Adaptive learning of density ratios in RKHS
Werner Zellinger, Stefan Kindermann, Sergei V. Pereverzyev
TL;DR
The paper addresses estimating the density ratio $\beta=\mathrm dP/\mathrm dQ$ from finite samples by learning a density-ratio model in an RKHS through a regularized Bregman-divergence objective. It establishes that the associated losses are generalized self-concordant, derives finite-sample error bounds that depend on a regularity parameter $r$ and a capacity parameter $\alpha$, and proves minimax-optimal rates for the square loss. A novel Lepski-type principle is introduced to adaptively select the regularization parameter $\lambda$ without knowing $r$, achieving the optimal rate in the square-loss case and near-optimal rates in general.
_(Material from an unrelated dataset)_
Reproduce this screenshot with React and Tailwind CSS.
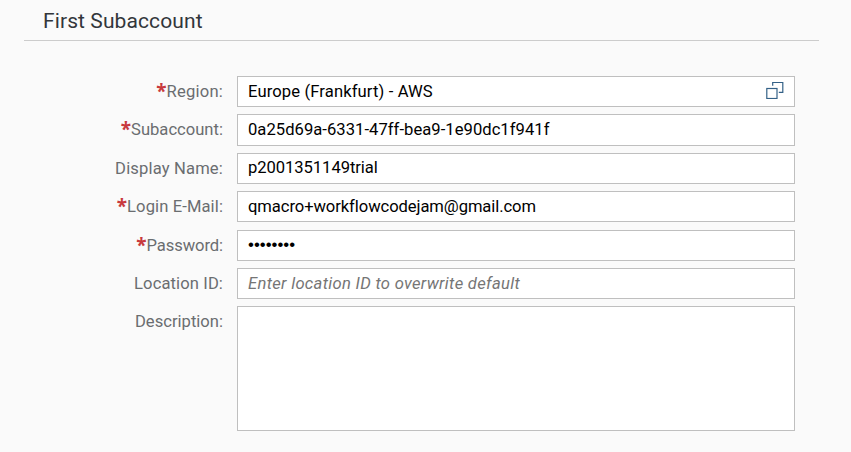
function ValueHelpIcon() {
  return (
    <svg width="18" height="18" viewBox="0 0 18 18" fill="none" stroke="#346187" strokeWidth="1.2" className="-mt-[3px] shrink-0">
      <path d="M6.7 4.8V1.5h10.1v9.9h-4" />
      <rect x=".8" y="7.5" width="10.2" height="10" />
    </svg>
  );
}

const rows = [
  { label: "Region:", tone: "tracking-[0.2px]", required: true, value: "Europe (Frankfurt) - AWS", box: "h-[31px]", gap: "mb-[7px]", text: "tracking-[0.12px]", icon: true },
  { label: "Subaccount:", required: true, value: "0a25d69a-6331-47ff-bea9-1e90dc1f941f", box: "h-8", gap: "mb-[7px]", text: "pb-px tracking-[0.04px]" },
  { label: "Display Name:", tone: "tracking-[0.15px]", value: "p2001351149trial", box: "h-[31px]", gap: "mb-[7px]", text: "pb-px tracking-[-0.06px]" },
  { label: "Login E-Mail:", tone: "tracking-[0.1px]", required: true, value: "qmacro+workflowcodejam@gmail.com", box: "h-[31px]", gap: "mb-2", text: "tracking-[-0.08px]" },
  { label: "Password:", tone: "tracking-[-0.1px]", required: true, value: "••••••••", box: "h-[31px]", gap: "mb-[7px]", text: "-mt-0.5 font-['Liberation_Sans',sans-serif] text-[16.8px]" },
  { label: "Location ID:", tone: "tracking-[0.1px]", value: "Enter location ID to overwrite default", box: "h-[31px]", gap: "mb-[7px]", text: "italic tracking-[0.3px] text-[#757575]" },
  { label: "Description:", value: "", box: "h-[125px]", gap: "" },
];

function Field({ label, tone = "", required, value, box, gap, icon, text = "" }) {
  return (
    <div className={`flex items-start ${gap}`}>
      <div className="flex h-[31px] w-[223px] shrink-0 items-center justify-end whitespace-nowrap text-[#6a6d70]">
        {required && (
          <span className="-mt-px font-['Noto_Sans',sans-serif] text-[19px] leading-none font-bold text-[#c8393d]">*</span>
        )}
        <span className={tone}>{label}</span>
      </div>
      <div className={`ml-[14px] flex w-[558px] items-center justify-between border border-[#bfbfbf] bg-white pr-[10px] pl-[10px] text-black ${box}`}>
        <span className={`whitespace-nowrap ${text}`}>{value}</span>
        {icon && <ValueHelpIcon />}
      </div>
    </div>
  );
}

export default function App() {
  return (
    <main className="h-[452px] w-[851px] overflow-hidden bg-[#fafafa] font-['Roboto',sans-serif] text-[16.6px] leading-5">
      <header className="mx-6 h-[41px] w-[795px] border-b border-[#ccc] pl-[19px]">
        <h1 className="pt-px text-[21px] leading-[40px] tracking-[0.1px] text-[#32363a]">First Subaccount</h1>
      </header>
      <section className="pt-[35px]">
        {rows.map((row) => (
          <Field key={row.label} {...row} />
        ))}
      </section>
    </main>
  );
}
The framework is validated by a numerical example and supported by a suite of detailed proofs for both a priori and empirical norm-based parameter choices, offering a practical, theory-backed method for density-ratio estimation in RKHSs.
Abstract
Estimating the ratio of two probability densities from finitely many observations of the densities is a central problem in machine learning and statistics with applications in two-sample testing, divergence estimation, generative modeling, covariate shift adaptation, conditional density estimation, and novelty detection. In this work, we analyze a large class of density ratio estimation methods that minimize a regularized Bregman divergence between the true density ratio and a model in a reproducing kernel Hilbert space (RKHS). We derive new finite-sample error bounds, and we propose a Lepskii type parameter choice principle that minimizes the bounds without knowledge of the regularity of the density ratio. In the special case of quadratic loss, our method adaptively achieves a minimax optimal error rate. A numerical illustration is provided.